Allah’tan korkmanıza gerek yoktur. Allah sizin yanınıza size zulmetmek için, size ceza vermek için gelmez. Tam tersine, size iyilik etmek için gelir. Devlet de böyledir. Devlet kimseye zarar vermek için değil, tam tersine korumak için vardır. Halk polisten korkmamalı, tam tersine polisi kendisinin koruması olarak görmelidir. Mahkemeyi hakkını alan kişi olarak görmelidir. Hükmeden değil, hizmet eden bir kuruluş olarak görmelidir. Bu sebepledir ki burada “Allah” tekrar edilmiş ve “Rauf” kelimesi nekire olarak getirilmiştir. Devlet bir anne gibi, bir baba gibi olmalıdır. Verdiği ceza da babasının oğlunu tedip etmesi için yaptığı gibi olmalıdır.
Burada “Bi’l-ibad” sözü ile insanların yalnız topluluğun işçisi olması gerekir. Marks da böyle istiyor. Ancak Marks bunu sosyalizmde devlet memurlarına veriyor, sonra yani komünizmde izah edemiyor. Oysa içtihat müessesesi halkın kendi işini kendisinin seçebilmesi liberalizmini gerçekleştirmektedir. Tekeli önlenmiş olan bu liberalizm bunu gerçekleştirmektedir. Kur’an bunu istiyor. Kimse kimsenin kölesi olamaz.

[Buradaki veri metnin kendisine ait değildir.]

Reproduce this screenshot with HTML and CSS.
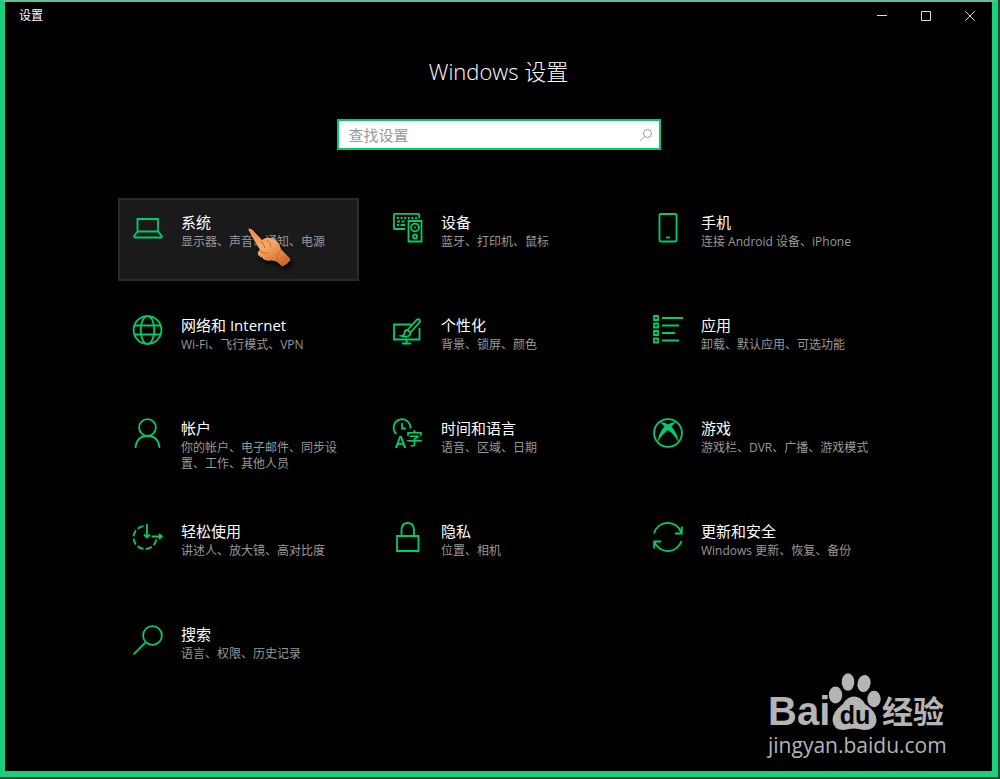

Bu sebepledir ki ‘işçilik’ hürün köleleştirilmesi sistemi olduğu için meşru değildir. Yahudiler insanları kendilerinin kölesi olarak gördükleri için işçilik sistemini yeryüzüne hakim kılmaya çalışmaktadırlar. Faizi meşru saymaktadırlar. Kur’an ise faizi şiddetle yasaklıyor. Biz, biri zarar ederken diğerinin kâr etmesini ‘faiz’ olarak görüyoruz. Dolayısıyla sabit kira, sabit ücret, sabit vergi ve sabit kâr faizdir ve haramdır.
قُلْ (QuL) “Söyle.”
“Söyle” emrini veren Allah’tır. Burada tereddüt yoktur. Muhatap kimdir? Bu muhatap ölü kimse olamaz, yani “Peygamberdir” denemez. Çünkü o bugün yaşamıyor. Bundan dolayı ona “Kul/Söyle” emri verilemez. Bu emir o zaman verildi. O da bu görevi yerine getirdi. Şimdi artık bu emrin geçerliği yoktur da denemez. Böyle desek, o zaman Kur’an bizi ilzam etmiş olmaz. O halde muhatap kimdir?
Ya başkandır, ya müçtehittir, ya da mü’mindir. Burada “Bana tâbi olunuz.” emri olduğu için muhatap müçtehittir diyebiliriz. Sûrenin konusudur. Bunu böyle anladığımız zaman, içtihat yapan kimseler kendi mezheplerine insanları çağırma hakkına ve yetkisine sahip olurlar. Başkanlar da olabilir. Ancak bundan sonraki âyette “itaat” kelimesi geçmektedir. Başkan orada sözkonusu olacaktır. Araya atıf harfi getirmemiş olmasının sebebi kemal-i infisaldir, yani tam ayrılıktır. Muhatap değiştiği için ‘Ve’ harfi getirilmemiştir.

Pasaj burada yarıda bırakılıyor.